Compra de abstenção: Pagamento a eleitores opositores para que se mantenham longe das urnas, reduzindo o comparecimento da base adversária.
Strokes et al. desenvolveram um modelo de distribuição de recursos mediada por intermediários que mostra como o clientelismo funciona através de agentes locais (brokers) que conectam partidos e eleitores.[2] Os autores identificam uma tensão estrutural entre líderes partidários e intermediários: enquanto líderes preferem direcionar recursos para eleitores indecisos (swing voters) para maximizar ganhos eleitorais, os intermediários tendem a favorecer eleitores leais, criando ineficiências no sistema clientelista, demonstrando que partidos não são sistemas unitários.[2]
Outra importante sistematização conceitual sobre o clientelismo é a de Bobonis et al. Nela, destacam-se quatro aspectos essenciais do fenômeno: hierarquia (relações assimétricas de poder), reciprocidade (trocas mutuamente benéficas), contingência (benefícios condicionados ao apoio político) e iteração (relações duradouras no tempo). Estas características distinguem clientelismo de outras formas de distribuição política, como as políticas programáticas ou as práticas puramente corruptas.[11]
Ruiz de Elvira et al. (2019) examinaram as mudanças nas redes de clientelismo e apadrinhamento na região do MENA (Médio Oriente e Norte da África) antes e depois das revoltas de 2011 e construiu uma abordagem bastante abrangente do clientelismo baseada na ideia de "redes de dependência."[12]
Essa perspectiva analítica se estrutura em seis dimensões centrais: A "variedade de atores" considera diferentes tipos de participantes nas redes clientelistas, analisando seu grau de formalização, a posição que ocupam e como isso influencia as dinâmicas e estratégias das redes de dependência. Esta dimensão inclui também os intermediários (brokers) e outros participantes oficiais, informais ou clandestinos.[12] A "provisão de bens" abrange tanto recursos materiais (empregos, moradia, dinheiro, serviços) quanto simbólicos (lealdade, apoio partidário, coerção física, recursos afetivos), reconhecendo que o clientelismo envolve elementos tangíveis e intangíveis nas trocas políticas. Os "padrões de relacionamentos sociais" identificam os tipos de vínculos que fundamentam as redes, incluindo solidariedade grupal, cooptação, amizade, parentesco, partidarismo e parcerias. Esta dimensão evidencia que há uma teia complexa de interações sociais e normativas no clientelismo.[12]

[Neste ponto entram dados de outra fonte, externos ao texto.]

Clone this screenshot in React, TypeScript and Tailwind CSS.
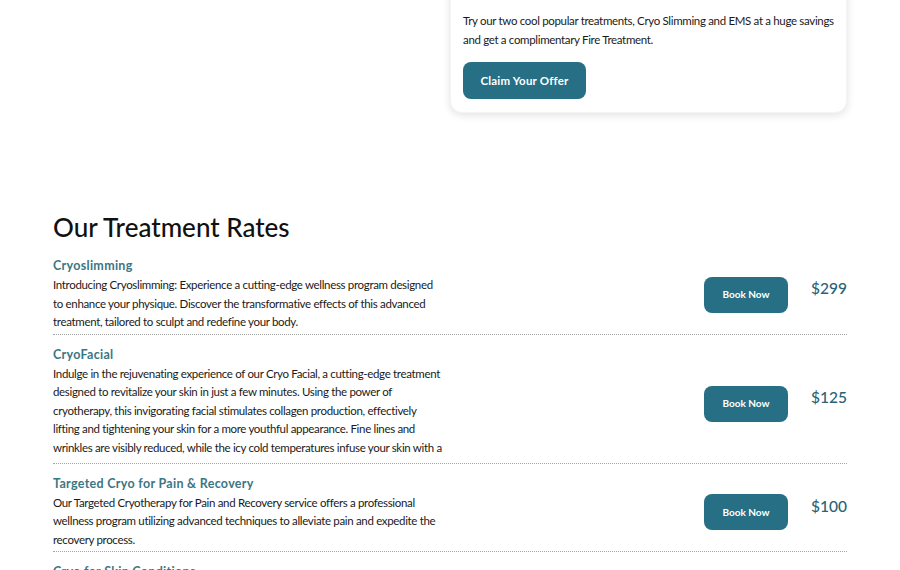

Há ainda a dimensão da "natureza das relações de poder" nas redes de dependência, com suas diferentes dinâmicas: a) de reciprocidade assimétrica; b) se é forçada ou voluntária; c) de direção nos fluxos de poder nas redes (patrão-cliente de cima para baixo, entre pares no mesmo nível e clientes influenciando patrões); d) se as relações clientelistas são iniciadas ou impostas pelas elites (top-down) ou emergem das demandas e mobilização da base (bottom-up), reconhecendo que frequentemente combinam ambas as direções.[12]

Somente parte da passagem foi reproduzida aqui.